Restate the listing below word for word, omitting any images.

━━━━

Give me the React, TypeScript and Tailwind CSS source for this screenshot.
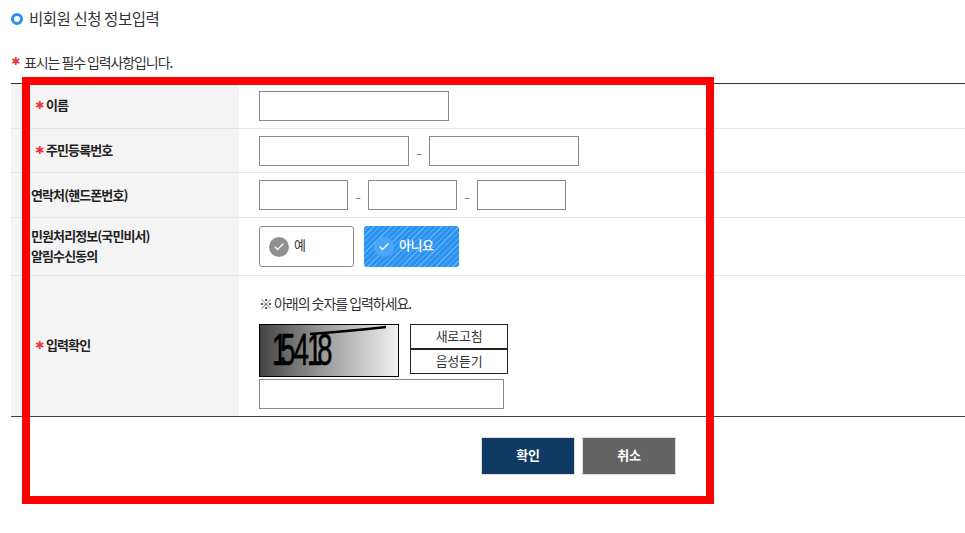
import { Check } from "lucide-react";
import type { ReactNode } from "react";

function Star() {
  return <span className="inline-block relative -top-[1px] w-[8px] mr-[3px] font-['DejaVu_Sans',sans-serif] text-[#e8383d] font-normal text-[11px] leading-none">✱</span>;
}

function Row({ label, height, children, last }: { label: ReactNode; height: string; children: ReactNode; last?: boolean }) {
  return (
    <div className={`flex ${height} ${last ? "" : "border-b border-[#e5e5e5]"}`}>
      <div className="w-[228px] shrink-0 bg-[#f4f4f4] pl-5 flex items-center text-[13px] font-bold text-[#222] tracking-[-0.9px] leading-[20px]">
        <div>{label}</div>
      </div>
      <div className="flex-1 pl-5 flex items-center">{children}</div>
    </div>
  );
}

function Field({ w }: { w: string }) {
  return <input type="text" className={`${w} h-[30px] border border-[#8a8a8a] bg-white`} />;
}

function Dash() {
  return <span className="w-[20px] text-center text-[18px] font-light leading-[18px] text-[#777]">-</span>;
}

export default function App() {
  return (
    <div className="relative w-[965px] h-[533px] bg-white overflow-hidden font-['Noto_Sans_CJK_KR','Noto_Sans',sans-serif] text-[#333]">
      <div className="pl-[11px] pt-[6px]">
        <h2 className="flex items-center h-[26px] text-[15.5px] font-normal text-[#333] tracking-[-0.45px]">
          <span className="w-[12px] h-[12px] rounded-full border-[3px] border-[#2a8ff0] mr-[6px]" />
          비회원 신청 정보입력
        </h2>
        <p className="mt-[19px] h-[22px] flex items-center gap-[2px] text-[14px] tracking-[-1.1px] text-[#333]">
          <Star />
          표시는 필수 입력사항입니다.
        </p>
        <div className="mt-[10px] border-t border-b border-t-[#333] border-b-[#444]">
          <Row height="h-[45px]" label={<span className="pl-[4px] relative -top-px"><Star />이름</span>}>
            <Field w="w-[190px]" />
          </Row>
          <Row height="h-[44px]" label={<span className="pl-[4px] relative -top-px"><Star />주민등록번호</span>}>
            <Field w="w-[150px]" />
            <Dash />
            <Field w="w-[150px]" />
          </Row>
          <Row height="h-[45px]" label="연락처(핸드폰번호)">
            <Field w="w-[89px]" />
            <Dash />
            <Field w="w-[89px]" />
            <Dash />
            <Field w="w-[89px]" />
          </Row>
          <Row height="h-[58px]" label={<span className="block relative -top-px">민원처리정보(국민비서)<br />알림수신동의</span>}>
            <div className="flex gap-[10px]">
              <div className="w-[95px] h-[41px] border border-[#8a8a8a] rounded-[3px] flex items-center pl-[9px] text-[13px] text-[#333]">
                <span className="w-[20px] h-[20px] rounded-full bg-[#909090] flex items-center justify-center mr-[5px]">
                  <Check size={12} strokeWidth={2.5} className="text-white" />
                </span>
                <span className="-mt-[3px]">예</span>
              </div>
              <div className="w-[95px] h-[41px] rounded-[3px] flex items-center pl-[10px] text-[13px] font-medium tracking-[-0.4px] text-white bg-[#2b93f0] bg-[repeating-linear-gradient(135deg,#2b93f0_0px,#2b93f0_3px,#62b0f5_3px,#62b0f5_4px)]">
                <span className="w-[20px] h-[20px] rounded-full bg-[#4ba6f5] flex items-center justify-center mr-[5px]">
                  <Check size={12} strokeWidth={2.5} className="text-white" />
                </span>
                <span className="-mt-[3px]">아니요</span>
              </div>
            </div>
          </Row>
          <Row height="h-[140px]" last label={<span className="pl-[4px] relative -top-px"><Star />입력확인</span>}>
            <div className="flex flex-col pt-[10px]">
              <p className="relative -top-px text-[14px] tracking-[-1.05px] text-[#333] h-[20px] leading-[20px]">※ 아래의 숫자를 입력하세요.</p>
              <div className="flex mt-[10px]">
                <div className="relative w-[140px] h-[53px] border border-black bg-[linear-gradient(90deg,#444_0%,#999_45%,#f0f0f0_100%)] overflow-hidden">
                  <span className="absolute left-[12px] top-[2px] font-['Liberation_Sans',sans-serif] text-[44px] leading-[46px] text-black scale-x-[0.62] origin-left [-webkit-text-stroke:0.6px_black] whitespace-nowrap">
                    <span className="tracking-[-11px]">1</span>
                    <span className="tracking-[-3px]">54</span>
                    <span className="tracking-[-8px]">1</span>
                    <span>8</span>
                  </span>
                  <svg className="absolute inset-0" width="140" height="53" viewBox="0 0 140 53">
                    <path d="M50 9 Q90 6 126 2" stroke="#000" strokeWidth="2.5" fill="none" />
                  </svg>
                </div>
                <div className="ml-[11px] flex flex-col">
                  <div className="w-[98px] h-[25px] border border-[#222] flex items-center justify-center text-[13px] tracking-[-0.3px] text-[#333]">새로고침</div>
                  <div className="w-[98px] h-[25px] border border-[#222] flex items-center justify-center text-[13px] tracking-[-0.3px] text-[#333]">음성듣기</div>
                </div>
              </div>
              <input type="text" className="mt-[2px] w-[245px] h-[30px] border border-[#8a8a8a] bg-white" />
            </div>
          </Row>
        </div>
        <div className="flex gap-[7px] mt-[20px] pl-[470px]">
          <button className="w-[94px] h-[38px] pb-[2px] bg-[#0f3a63] border border-[#ddd] text-white text-[13px] font-bold tracking-[-0.3px]">확인</button>
          <button className="w-[94px] h-[38px] pb-[2px] bg-[#636363] border border-[#ddd] text-white text-[13px] font-bold tracking-[-0.3px]">취소</button>
        </div>
      </div>
      <div className="absolute left-[22px] top-[77px] w-[692px] h-[427px] border-[8px] border-[#ff0000] pointer-events-none" />
    </div>
  );
}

━━━━

» **TASK ANSWER**:
Give me the React, TypeScript and Tailwind CSS source for this screenshot.
import { Check } from "lucide-react";
import type { ReactNode } from "react";

function Star() {
  return <span className="inline-block relative -top-[1px] w-[8px] mr-[3px] font-['DejaVu_Sans',sans-serif] text-[#e8383d] font-normal text-[11px] leading-none">✱</span>;
}

function Row({ label, height, children, last }: { label: ReactNode; height: string; children: ReactNode; last?: boolean }) {
  return (
    <div className={`flex ${height} ${last ? "" : "border-b border-[#e5e5e5]"}`}>
      <div className="w-[228px] shrink-0 bg-[#f4f4f4] pl-5 flex items-center text-[13px] font-bold text-[#222] tracking-[-0.9px] leading-[20px]">
        <div>{label}</div>
      </div>
      <div className="flex-1 pl-5 flex items-center">{children}</div>
    </div>
  );
}

function Field({ w }: { w: string }) {
  return <input type="text" className={`${w} h-[30px] border border-[#8a8a8a] bg-white`} />;
}

function Dash() {
  return <span className="w-[20px] text-center text-[18px] font-light leading-[18px] text-[#777]">-</span>;
}

export default function App() {
  return (
    <div className="relative w-[965px] h-[533px] bg-white overflow-hidden font-['Noto_Sans_CJK_KR','Noto_Sans',sans-serif] text-[#333]">
      <div className="pl-[11px] pt-[6px]">
        <h2 className="flex items-center h-[26px] text-[15.5px] font-normal text-[#333] tracking-[-0.45px]">
          <span className="w-[12px] h-[12px] rounded-full border-[3px] border-[#2a8ff0] mr-[6px]" />
          비회원 신청 정보입력
        </h2>
        <p className="mt-[19px] h-[22px] flex items-center gap-[2px] text-[14px] tracking-[-1.1px] text-[#333]">
          <Star />
          표시는 필수 입력사항입니다.
        </p>
        <div className="mt-[10px] border-t border-b border-t-[#333] border-b-[#444]">
          <Row height="h-[45px]" label={<span className="pl-[4px] relative -top-px"><Star />이름</span>}>
            <Field w="w-[190px]" />
          </Row>
          <Row height="h-[44px]" label={<span className="pl-[4px] relative -top-px"><Star />주민등록번호</span>}>
            <Field w="w-[150px]" />
            <Dash />
            <Field w="w-[150px]" />
          </Row>
          <Row height="h-[45px]" label="연락처(핸드폰번호)">
            <Field w="w-[89px]" />
            <Dash />
            <Field w="w-[89px]" />
            <Dash />
            <Field w="w-[89px]" />
          </Row>
          <Row height="h-[58px]" label={<span className="block relative -top-px">민원처리정보(국민비서)<br />알림수신동의</span>}>
            <div className="flex gap-[10px]">
              <div className="w-[95px] h-[41px] border border-[#8a8a8a] rounded-[3px] flex items-center pl-[9px] text-[13px] text-[#333]">
                <span className="w-[20px] h-[20px] rounded-full bg-[#909090] flex items-center justify-center mr-[5px]">
                  <Check size={12} strokeWidth={2.5} className="text-white" />
                </span>
                <span className="-mt-[3px]">예</span>
              </div>
              <div className="w-[95px] h-[41px] rounded-[3px] flex items-center pl-[10px] text-[13px] font-medium tracking-[-0.4px] text-white bg-[#2b93f0] bg-[repeating-linear-gradient(135deg,#2b93f0_0px,#2b93f0_3px,#62b0f5_3px,#62b0f5_4px)]">
                <span className="w-[20px] h-[20px] rounded-full bg-[#4ba6f5] flex items-center justify-center mr-[5px]">
                  <Check size={12} strokeWidth={2.5} className="text-white" />
                </span>
                <span className="-mt-[3px]">아니요</span>
              </div>
            </div>
          </Row>
          <Row height="h-[140px]" last label={<span className="pl-[4px] relative -top-px"><Star />입력확인</span>}>
            <div className="flex flex-col pt-[10px]">
              <p className="relative -top-px text-[14px] tracking-[-1.05px] text-[#333] h-[20px] leading-[20px]">※ 아래의 숫자를 입력하세요.</p>
              <div className="flex mt-[10px]">
                <div className="relative w-[140px] h-[53px] border border-black bg-[linear-gradient(90deg,#444_0%,#999_45%,#f0f0f0_100%)] overflow-hidden">
                  <span className="absolute left-[12px] top-[2px] font-['Liberation_Sans',sans-serif] text-[44px] leading-[46px] text-black scale-x-[0.62] origin-left [-webkit-text-stroke:0.6px_black] whitespace-nowrap">
                    <span className="tracking-[-11px]">1</span>
                    <span className="tracking-[-3px]">54</span>
                    <span className="tracking-[-8px]">1</span>
                    <span>8</span>
                  </span>
                  <svg className="absolute inset-0" width="140" height="53" viewBox="0 0 140 53">
                    <path d="M50 9 Q90 6 126 2" stroke="#000" strokeWidth="2.5" fill="none" />
                  </svg>
                </div>
                <div className="ml-[11px] flex flex-col">
                  <div className="w-[98px] h-[25px] border border-[#222] flex items-center justify-center text-[13px] tracking-[-0.3px] text-[#333]">새로고침</div>
                  <div className="w-[98px] h-[25px] border border-[#222] flex items-center justify-center text-[13px] tracking-[-0.3px] text-[#333]">음성듣기</div>
                </div>
              </div>
              <input type="text" className="mt-[2px] w-[245px] h-[30px] border border-[#8a8a8a] bg-white" />
            </div>
          </Row>
        </div>
        <div className="flex gap-[7px] mt-[20px] pl-[470px]">
          <button className="w-[94px] h-[38px] pb-[2px] bg-[#0f3a63] border border-[#ddd] text-white text-[13px] font-bold tracking-[-0.3px]">확인</button>
          <button className="w-[94px] h-[38px] pb-[2px] bg-[#636363] border border-[#ddd] text-white text-[13px] font-bold tracking-[-0.3px]">취소</button>
        </div>
      </div>
      <div className="absolute left-[22px] top-[77px] w-[692px] h-[427px] border-[8px] border-[#ff0000] pointer-events-none" />
    </div>
  );
}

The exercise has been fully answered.